Truth be told, most of you are probably sticking with continuing series of some merit. Orphan Black, followed by the wonderful The Returned (Saturday, Space, 9 p.m. and 10 p.m.). Or Game Of Thrones, Mad Men and The Bletchley Circle on Sunday.

That being the case, I draw your attention to repeats of two fine HBO one-off dramas you may have missed. The two are markers in the evolution of HBO's position as the primary repository of TV drama, the most powerful storytelling genre of our time. These are both works of remarkable depth and nuance; both feature acting and writing of the highest order.

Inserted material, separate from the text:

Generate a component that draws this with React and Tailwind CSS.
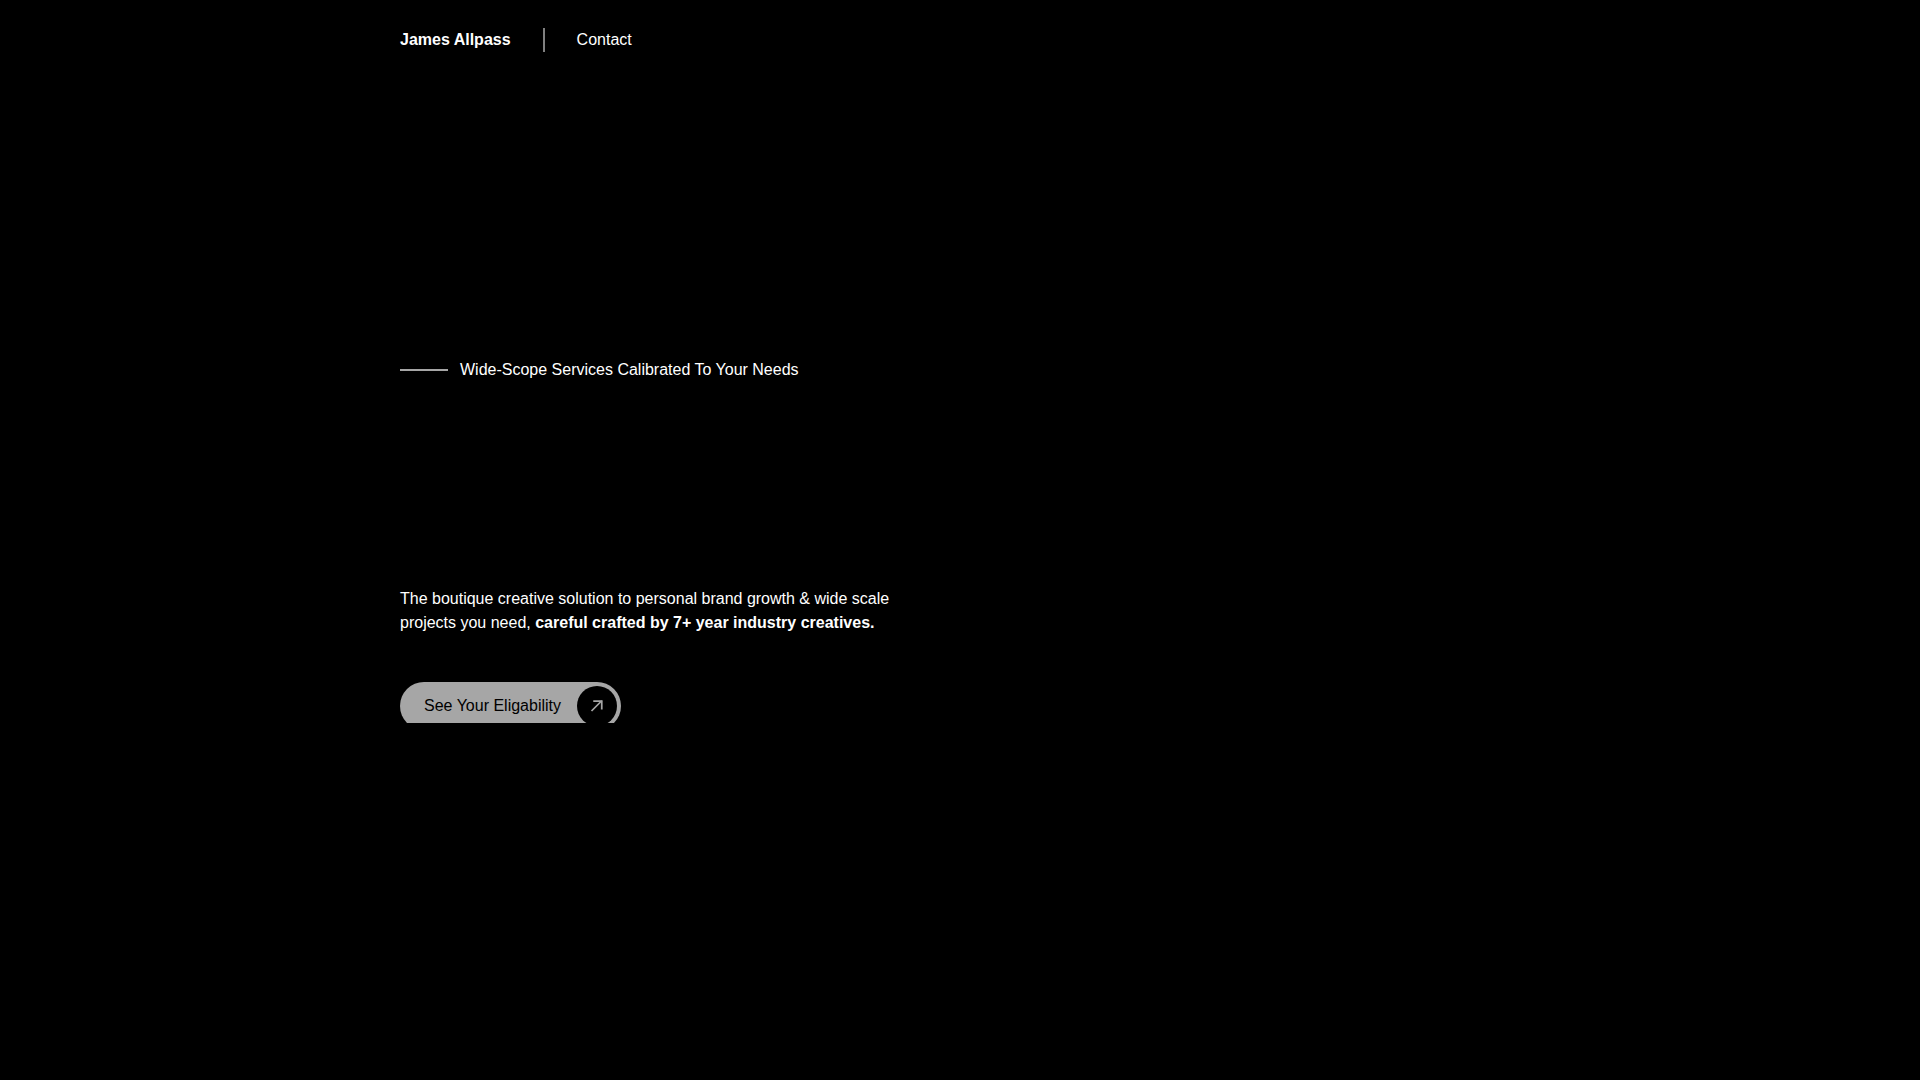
import React from 'react';

function ArrowIcon() {
  return (
    <svg
      viewBox="0 0 24 24"
      fill="none"
      stroke="currentColor"
      strokeWidth="1.75"
      className="h-6 w-6"
      aria-hidden="true"
    >
      <path d="M6.5 17 16.75 6.75" />
      <path d="M8.25 7H16.75V15.5" />
    </svg>
  );
}

function Header() {
  return (
    <header className="w-full max-w-[1120px] mx-auto py-7">
      <nav className="flex items-center gap-8">
        <a href="#home" className="font-bold">
          James Allpass
        </a>
        <span className="w-0.5 h-6 bg-[#808080]" />
        <a href="#contact">Contact</a>
      </nav>
    </header>
  );
}

function Hero() {
  return (
    <section className="w-full max-w-[1120px] mx-auto">
      {/* Tagline */}
      <div className="mt-[278px] flex items-center gap-3">
        <span className="w-12 h-0.5 bg-[#a6a6a6]" />
        <p>Wide-Scope Services Calibrated To Your Needs</p>
      </div>

      {/* Intro */}
      <p className="mt-[205px] max-w-[500px]">
        The boutique creative solution to personal brand growth &amp; wide scale projects you need,{' '}
        <strong className="font-bold">careful crafted by 7+ year industry creatives.</strong>
      </p>

      {/* CTA, cut off by the section edge */}
      <div className="mt-[47px] h-[41px] overflow-hidden">
        <button
          type="button"
          className="flex items-center gap-4 h-12 pl-6 pr-1 rounded-full bg-[#a6a6a6] text-black"
        >
          See Your Eligability
          <span className="flex items-center justify-center w-10 h-10 rounded-full bg-black text-[#a6a6a6]">
            <ArrowIcon />
          </span>
        </button>
      </div>
    </section>
  );
}

export default function App() {
  return (
    <main className="min-h-screen bg-black px-6 text-base text-white font-['Liberation_Sans',Arial,sans-serif]">
      <Header />
      <Hero />
    </main>
  );
}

Phil Spector (Saturday, HBO Canada, 5:26 p.m.) is an example of the old, true-crime, trashy TV movie taken to the level of art. Written by playwright David Mamet and featuring Al Pacino and Helen Mirren, it is far from easy viewing. It's a strange, demanding, heady excursion into the depths of egotism, success and the public perception of celebrity in America. Spector (Pacino, in superb form), the legendary music producer, was charged with murder in 2003. A woman, Lana Clarkson, had been found dead at his mansion, shot with one of his many guns. His lawyer, Bruce Cutler (Jeffrey Tambor, who's excellent), thinks a suicide argument is possible, but unlikely to sway a jury looking at Spector, the strange recluse, gun lover and man of fiery temper.

He calls on lawyer Linda Kenney Baden (Mirren) to help. The meat of the movie is the tense, layered lawyer-client relationship between her and Spector, a man notorious for his animosity toward women. Mamet describes the work as "fiction," although it is based on real events. He takes us deep into Spector's psyche, that of a caged, dangerous animal. By the way, you'll also find Chiwetel Ejiofor, now famous for playing Solomon Northup in 12 Years a Slave, in a significant supporting role.

Grey Gardens (Sunday, HBO Canada, 7:10 p.m.) is that odd thing – a dramatization of a well-regarded documentary. Back in the early 1970s, filmmakers Albert and David Maysles went to the shambolic home of Big Edie and Little Edie Beale. They wanted to make a documentary about the mother and daughter, relatives of Jacqueline Kennedy Onassis. The result was a classic film, documenting the strange existence of two women detached from reality, in squalor, arguing about old grudges. In this outing, Drew Barrymore (also a producer) plays Little Edie, Jessica Lange plays her mother. Made in and around Toronto (and co-written by Patricia Rozema), it's a poignant tale of thwarted lives, and a delight.

Also airing this weekend

Muscle Shoals (Sunday, Documentary Channel, 9 p.m.) is a rock-music fan's dream. It's a fine, long and understandably meandering doc about two recording studios: Rick Hall's Fame Studios and Muscle Shoals Sound Studio. Located in the small Alabama town of Muscle Shoals, they share the Swampers, the studio band used on some of the best music ever recorded – by Etta James, the Rolling Stones, Lynyrd Skynyrd and the Allman Brothers, to name just a few. Hall (whose family's story is astonishing) founded his studio in the 1960s, and the doc is also a journey from a racially segregated Deep South to the present, using music as the vehicle. There is commentary from Bono, Keith Richards, Aretha Franklin and other stars, but it's the Swampers who matter here.